In 1921, the Bureau of Printing released the pamphlet “Celebracion del cuarto centenario del descubrimiento de Filipinas por Fernando de Magallanes 1521-1921,” a compilation of historical articles now obsolete, except to scholars. What caught my eye was the text of a lecture delivered by Epifanio de los Santos on Feb. 2, 1921, on the fishing industry in the Philippines. At the time, De los Santos suspected that 90 percent of Pinoys counted fish as the principal part of their diet. As a matter of fact, if you survey the food terms in the earliest friar dictionaries of Tagalog, you will notice that the biggest references are to fish and rice.

De los Santos said that, aside from fish caught in fresh and salt water, regular supply was made possible by fish nurseries. The first such nursery, owned by Domingo Coronel, was established in 1863, in barrio Concepcion, Malabon, Rizal. From there, the  gaya-gaya  mentality spread the system to Caloocan and Navotas, then Bulacan, principally Obando, Polo, Malolos and Hagonoy, etc.

The semillas or kawag-kawag were imported during April and May from the coasts of Tayabas, Batangas, Mindoro, Marinduque, Bataan, Zambales and La Union, and transported in clay jars that contained 2,000-5,000 kawag-kawag. This fish food was called verdin—the algae Oedogonium acquired during the calm months of March, April and May.

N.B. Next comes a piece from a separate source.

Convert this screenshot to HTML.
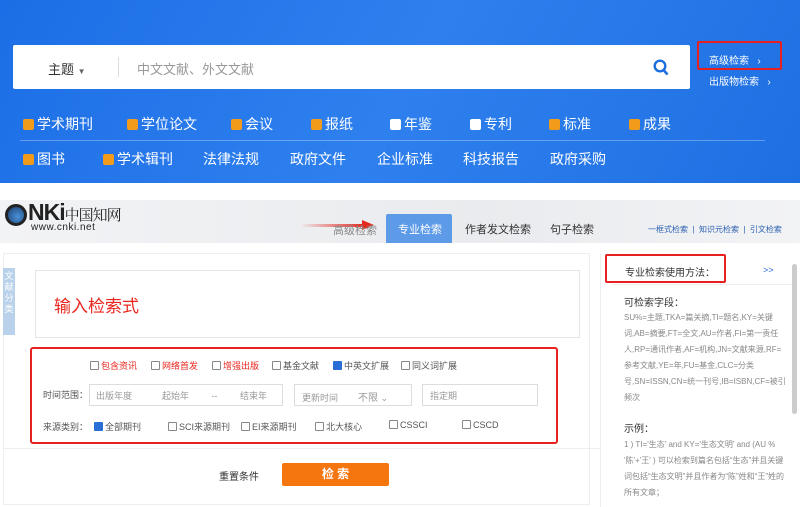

Most mangroves were converted to fish ponds because these had lower real estate tax than other types of land. De los Santos even provided a list of fish that were cut and dried into daing or tuyo  to provide daily sustenance to the people:

Dilis o boqueron (Anchovia commersoniana, Lacepède); Dumpilas (Anchovia dussumieri, Bleeker); Tunsoy  (Harengula moluccensis, Bleeker); Tamban (H. longiceps, Bleeker); Silinyasi (Harengula, sp.); Alakaak (Umbrina Russelli, C.V.); Aligasin (Mugilidae); Talilong (Mugil sunanensis, Bleeker); Sapsap (Leiognathus splendens, Cuv.); Salaysalay (Scomber microlepidotus, Rüppell); Malakapas (Xystaema napas, Bleeker).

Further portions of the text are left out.